Faster floating point arithmetic with Exclusive OR

Today it’s time to talk about another floating point arithmetic trick that sometimes can come in very handy with SSE2. This trick isn’t novel, and I don’t often get to use it but a few days ago inspiration struck me late at night in the middle of a long 3 hour drive. The results inspired this post.

I’ll cover three functions that use it for quaternion arithmetic which have already been merged into the Realtime Math (RTM) library as well as the Animation Compression Library (ACL). ACL uses quaternions heavily and I’m always looking for ways to make them faster.

TL;DR: With SSE2, XOR (and other logical operators) can be leveraged to speed up common floating point operations.

XOR: the lesser known logical operator

Most programmers are familiar with AND, OR, and NOT logical operators. They form the bread and butter of everyday programming. And while we all learn about their cousin XOR, it doesn’t come in handy anywhere near as often. Here is a quick recap of what it does.

A B A XOR B
0 0 0
0 1 1
1 0 1
1 1 0

We can infer a few interesting properties from it:

  • Any input that we apply XOR to with zero yields the input
  • XOR can be used to flip a bit from true to false or vice versa by XOR-ing it with one
  • Using XOR when both inputs are identical yields zero (every zero bit remains zero and every one bit flips to zero)

Exclusive OR comes in handy mostly with bit twiddling hacks when squeezing every cycle counts. While it is commonly used with integer inputs, it can also be used with floating point values!

XOR with floats

SSE2 contains support for XOR (and other logical operators) on both integral (_mm_xor_si128) and floating point values (_mm_xor_ps). Usually when you transition from the integral domain to the floating point domain of operations on a register (or vice versa), the CPU will incur a 1 cycle penalty. By implementing a different instruction for both domains, this hiccup can be avoided. Logical operations can often execute on more than one execution port (even on older hardware) which can enable multiple instructions to dispatch in the same cycle.

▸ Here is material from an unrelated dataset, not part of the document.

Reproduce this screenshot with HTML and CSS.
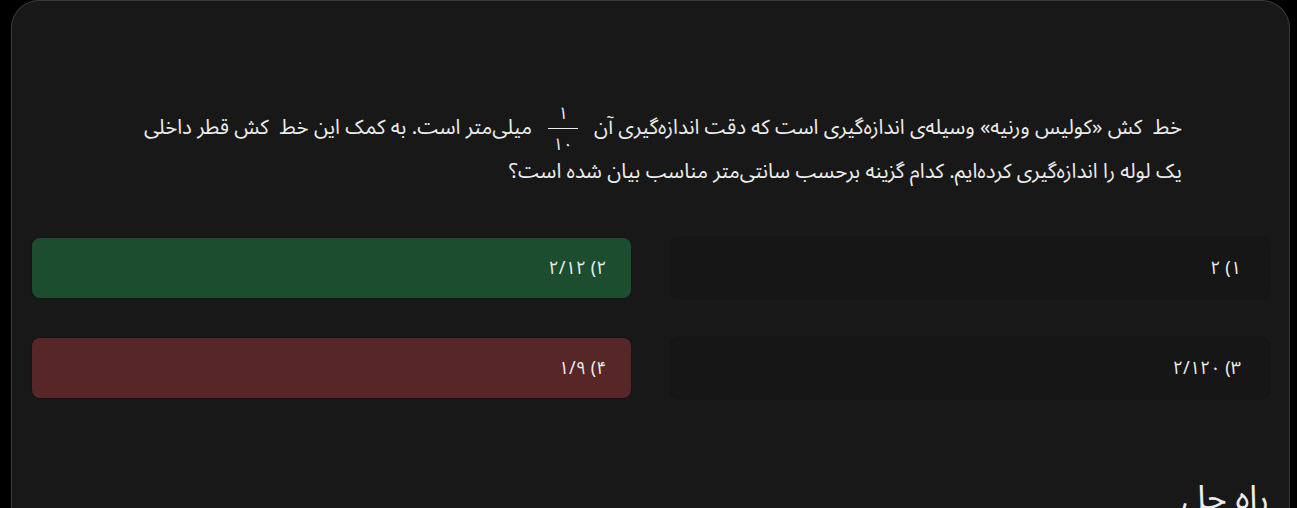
FILE: index.html
```html
<!DOCTYPE html>
<html lang="fa" dir="rtl">
<head>
<meta charset="utf-8">
<link rel="stylesheet" href="styles.css">
</head>
<body>
<div class="page">
  <div class="card">
    <p class="question">خط&nbsp; کش «کولیس ورنیه» وسیله‌ی اندازه‌گیری است که دقت اندازه‌گیری آن <span class="frac"><span class="num">۱</span><span class="den">۱۰</span></span> میلی‌متر است. به کمک این خط&nbsp; کش قطر داخلی یک لوله را اندازه‌گیری کرده‌ایم. کدام گزینه برحسب سانتی‌متر مناسب بیان شده است؟</p>
    <div class="options">
      <div class="option">۱) ۲</div>
      <div class="option correct">۲) ۲/۱۲</div>
      <div class="option">۳) ۲/۱۲۰</div>
      <div class="option wrong">۴) ۱/۹</div>
    </div>
    <h2 class="solution">راه حل</h2>
  </div>
</div>
</body>
</html>
```
FILE: styles.css
```css
html, body {
  margin: 0;
  padding: 0;
  background: #000;
  height: 100%;
  overflow: hidden;
}
body {
  font-family: "Noto Sans Arabic", "DejaVu Sans", sans-serif;
  color: #ececec;
}
.page {
  padding: 0 7px 0 11px;
}
.card {
  background: #181818;
  border: 1px solid #3a3a3a;
  border-bottom: none;
  border-radius: 28px 28px 0 0;
  padding: 105px 20px 0 20px;
  min-height: 600px;
}
.question {
  margin: 0 87px 0 95px;
  font-size: 20.5px;
  line-height: 44px;
  text-align: right;
}
.frac {
  display: inline-flex;
  flex-direction: column;
  align-items: center;
  vertical-align: middle;
  margin: -6px 11px;
  line-height: 20px;
  font-size: 17px;
  position: relative;
  top: 1px;
}
.num {
  padding: 0 4px 4px;
}
.den {
  border-top: 1.5px solid #ececec;
  padding: 6px 5px 0;
}
.options {
  display: grid;
  grid-template-columns: 1fr 1fr;
  column-gap: 40px;
  row-gap: 40px;
  margin-top: 44px;
}
.option {
  height: 60px;
  border-radius: 8px;
  display: flex;
  align-items: center;
  padding: 0 28px;
  font-size: 18px;
  background: #161616;
  box-shadow: 0 0 2px rgba(0,0,0,0.4);
}
.option.correct {
  background: #1c4d2e;
  padding: 0 24px;
}
.option.wrong {
  background: #572626;
  padding: 0 24px;
}
.solution {
  margin: 80px 0 0 0;
  font-size: 34px;
  font-weight: normal;
  text-align: right;
  line-height: 40px;
}
```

The question then becomes, when does it make sense to use them?

Quaternion conjugate

For a quaternion A where A = [x, y, z] | w with real ([x, y, z]) and imaginary (w) parts, its conjugate can be expressed as follow: conjugate(A) = [-x, -y, -z] | w. The conjugate simply flips the sign of each component of the real part.

The most common way to achieve this is by multiplying a constant just like DirectX Math and Unreal Engine 4 do.

quatf quat_conjugate(quatf input)
{
	constexpr __m128 signs = { -1.0f, -1.0f, -1.0f, 1.0f };
	return _mm_mul_ps(input, signs);
}

This yields a single instruction (the constant will be loaded from memory as part of the multiply instruction) but we can do better. Flipping the sign bit can also be achieved by XOR-ing our input with the sign bit. To avoid flipping the sign of the w component, we can simply XOR it with zero which will leave the original value unchanged.

quatf quat_conjugate(quatf input)
{
	constexpr __m128 signs = { -0.0f, -0.0f, -0.0f, 0.0f };
	return _mm_xor_ps(input, signs);
}

Again, this yields a single instruction but this time it is much faster. See full results here but on my MacBook Pro it is 33.5% faster!

Quaternion interpolation

Linear interpolation for scalars and vectors is simple: result = ((end - start) * alpha) + start.

While this can be used for quaternions as well, it breaks down if both quaternions are not on the same side of the hypersphere. Both quaternions A and -A represent the same 3D rotation but lie on opposite ends of the 4D hypersphere represented by unit quaternions. In order to properly handle this case, we first need to calculate the dot product of both inputs being interpolated and depending its sign, we must flip one of the inputs so that it can lie on the same side of the hypersphere.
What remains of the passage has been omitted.